A significant problem with any two-phase flow (water/air, dog food with solids suspended in water, oil/gas, etc.) is at zero flow. When the flow is stopped, the multiple phases separate by gravity, prompting an imbalance in the tube. This imbalance causes an apparent meter zero change. Work on signal processing improvements to address this problem is currently a significant area of research.

Tim Patten is director of measurement technology for Micro Motion, Inc., Boulder, Colo. E-mail him at [email protected].

A special case
Empty-full-empty batching can pose a related measurement issue. Such batching is most common to avoid cross-contamination of products when filling large tanks such as rail cars or trucks.

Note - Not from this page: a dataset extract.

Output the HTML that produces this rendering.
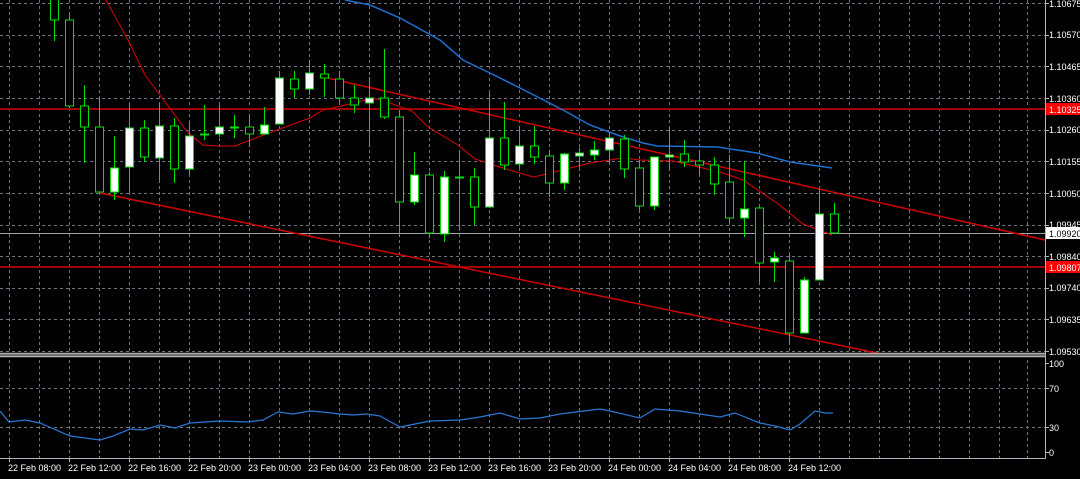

Therefore, the loading line is purged with air or other inert gas between loads, leaving the meter empty before and after the batch.

Generally, this application is not too difficult because the batches tend to be long (greater than one minute). Any transient meter behavior at the beginning and end of the batch is small compared to the whole batch, so errors are “washed out.”

However, when batches are short (less than one minute), the transient errors can account for a significant fraction of the total error. Air may be entrained for a brief period, but the main issue is the time it takes to fill the meter with fluid. For instance, an application running at 3 m/s will take about 0.1 s to fill if the tube length is 0.3 m; an application at 0.3 m/s will take a full second simply to fill the meter. Experience has shown that if the meter fill-time is less than 0.1 sec., good batching performance can be achieved, regardless of the meter’s tube geometry.